Erm, yes. That was the point.

NP: Blue For You, Nina Simone

09:21 Thursday, 09 Sep 2004 [#] [life] (8 comments)

New Toys

Ah, new toys. I worked at home Tuesday without telling Vicky of any particular reason apart from "because I can", and waited for two deliveries...

First a new lens for our camera arrived, a 50mm f/1.8. It's not USM so the focus motor sounds more like a scream than a whisper, but at £55 it was a bargain. Now I get to play around with low-light photography.

Secondly, a new monitor, an Iiyama E431S 17" LCD monitor. They claim it's "ivory" which I was hoping would be white, but they mean "beige". However, the image quality is great and I was pleased to see a sRGB button in the menus. All I need now is a ICC X extension and my monitor calibration tool is useless.

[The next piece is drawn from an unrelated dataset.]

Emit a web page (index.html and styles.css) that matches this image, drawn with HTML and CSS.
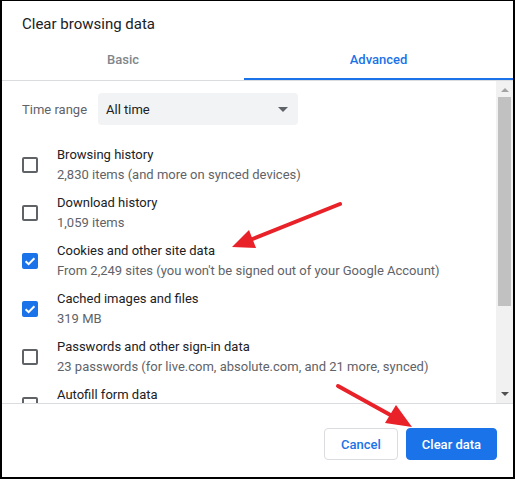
FILE: index.html
```html
<!DOCTYPE html>
<html>
<head>
<meta charset="utf-8">
<link rel="stylesheet" href="styles.css">
</head>
<body>
<div class="dialog">
  <div class="title">Clear browsing data</div>
  <div class="tabs">
    <div class="tab basic">Basic</div>
    <div class="tab active">Advanced</div>
  </div>
  <div class="body">
    <div class="content">
      <div class="range">
        <span class="range-label">Time range</span>
        <div class="select">
          <span>All time</span>
          <span class="caret"></span>
        </div>
      </div>
      <div class="item">
        <span class="cb"></span>
        <div class="texts"><div class="t">Browsing history</div><div class="s">2,830 items (and more on synced devices)</div></div>
      </div>
      <div class="item">
        <span class="cb"></span>
        <div class="texts"><div class="t">Download history</div><div class="s">1,059 items</div></div>
      </div>
      <div class="item">
        <span class="cb on"><svg viewBox="0 0 16 16" width="16" height="16"><path d="M3.6 8.2 L6.6 11.1 L12.4 5.2" fill="none" stroke="#fff" stroke-width="2"/></svg></span>
        <div class="texts"><div class="t">Cookies and other site data</div><div class="s">From 2,249 sites (you won't be signed out of your Google Account)</div></div>
      </div>
      <div class="item">
        <span class="cb on"><svg viewBox="0 0 16 16" width="16" height="16"><path d="M3.6 8.2 L6.6 11.1 L12.4 5.2" fill="none" stroke="#fff" stroke-width="2"/></svg></span>
        <div class="texts"><div class="t">Cached images and files</div><div class="s">319 MB</div></div>
      </div>
      <div class="item">
        <span class="cb"></span>
        <div class="texts"><div class="t">Passwords and other sign-in data</div><div class="s">23 passwords (for live.com, absolute.com, and 21 more, synced)</div></div>
      </div>
      <div class="item">
        <span class="cb"></span>
        <div class="texts"><div class="t">Autofill form data</div><div class="s">&nbsp;</div></div>
      </div>
    </div>
    <div class="scrollbar">
      <span class="sarrow up"></span>
      <div class="track"><div class="thumb"></div></div>
      <span class="sarrow down"></span>
    </div>
  </div>
  <div class="footer">
    <button class="btn cancel">Cancel</button>
    <button class="btn primary">Clear data</button>
  </div>
  <svg class="arrows" width="515" height="479" viewBox="0 0 515 479">
    <line x1="340" y1="204" x2="250" y2="240" stroke="#e92128" stroke-width="4" stroke-linecap="round"/>
    <polygon points="232,247 249,230 256,248" fill="#e92128"/>
    <line x1="338" y1="386" x2="394" y2="417" stroke="#e92128" stroke-width="4" stroke-linecap="round"/>
    <polygon points="412,427 385,423 396,405" fill="#e92128"/>
  </svg>
</div>
</body>
</html>
```
FILE: styles.css
```css
html, body {
  margin: 0;
  padding: 0;
  background: #fff;
}
.dialog {
  position: relative;
  box-sizing: border-box;
  width: 515px;
  height: 479px;
  border-style: solid;
  border-color: #000;
  border-width: 1px 2px 2px 2px;
  display: flex;
  flex-direction: column;
  font-family: Roboto, "Liberation Sans", sans-serif;
  color: #202124;
  overflow: hidden;
}
.title {
  font-size: 15px;
  line-height: 20px;
  padding: 13px 0 0 20px;
  height: 27px;
}
.tabs {
  display: flex;
  height: 39px;
  border-bottom: 1px solid #dadce0;
}
.tab {
  box-sizing: border-box;
  display: flex;
  align-items: center;
  justify-content: center;
  padding-bottom: 3px;
  font-size: 13px;
  font-weight: 500;
  color: #80868b;
}
.tab.basic {
  width: 242px;
}
.tab.active {
  flex: 1;
  color: #1a73e8;
  box-shadow: inset 0 -2px 0 #1a73e8;
}
.body {
  flex: 1;
  display: flex;
  min-height: 0;
}
.content {
  flex: 1;
  overflow: hidden;
  padding: 12px 0 0 20px;
}
.range {
  display: flex;
  align-items: center;
  height: 32px;
}
.range-label {
  font-size: 13px;
  color: #5f6368;
  width: 76px;
}
.select {
  box-sizing: border-box;
  width: 200px;
  height: 32px;
  background: #f1f3f4;
  border-radius: 4px;
  display: flex;
  align-items: center;
  justify-content: space-between;
  padding: 0 8px 0 8px;
  font-size: 13px;
  color: #202124;
}
.caret {
  width: 0;
  height: 0;
  border-left: 5px solid transparent;
  border-right: 5px solid transparent;
  border-top: 5px solid #5f6368;
  margin-right: 2px;
}
.range + .item {
  margin-top: 16px;
}
.item {
  display: flex;
  align-items: center;
  height: 48px;
}
.cb {
  box-sizing: border-box;
  width: 16px;
  height: 16px;
  border: 2px solid #5f6368;
  border-radius: 2px;
  flex: none;
  display: flex;
}
.cb.on {
  border: none;
  background: #1a73e8;
}
.texts {
  margin-left: 19px;
  font-size: 13px;
  line-height: 20px;
}
.t {
  color: #202124;
}
.s {
  color: #5f6368;
}
.scrollbar {
  width: 17px;
  background: #f1f1f1;
  display: flex;
  flex-direction: column;
  align-items: center;
}
.sarrow {
  width: 0;
  height: 0;
  border-left: 4px solid transparent;
  border-right: 4px solid transparent;
}
.sarrow.up {
  border-bottom: 4px solid #a3a3a3;
  margin-top: 7px;
}
.sarrow.down {
  border-top: 4px solid #505050;
  margin-bottom: 7px;
}
.track {
  flex: 1;
  width: 100%;
  padding-top: 5px;
  box-sizing: border-box;
}
.thumb {
  margin: 0 auto;
  width: 13px;
  height: 209px;
  background: #c1c1c1;
}
.footer {
  border-top: 1px solid #dadce0;
  display: flex;
  justify-content: flex-end;
  gap: 8px;
  padding: 24px 16px 0 0;
  height: 49px;
}
.btn {
  font-family: Roboto, "Liberation Sans", sans-serif;
  font-size: 13px;
  font-weight: 500;
  height: 32px;
  border-radius: 4px;
  padding: 0;
  white-space: nowrap;
  cursor: pointer;
}
.cancel {
  background: #fff;
  color: #1a73e8;
  border: 1px solid #dadce0;
  width: 74px;
}
.primary {
  background: #1a73e8;
  color: #fff;
  border: 1px solid #1a73e8;
  width: 91px;
}
.arrows {
  position: absolute;
  left: -2px;
  top: -1px;
  pointer-events: none;
}
```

I didn't tell Vicky about all this as she has been saying how ugly my computer is recently -- 17" monitor and a mid-tower, beige and clunky, until the original iMac came out I didn't have this problem :) -- and I thought I'd surprise her. When Vicky finally noticed yesterday evening she was really pleased, and having lots of space on the desk is... liberating.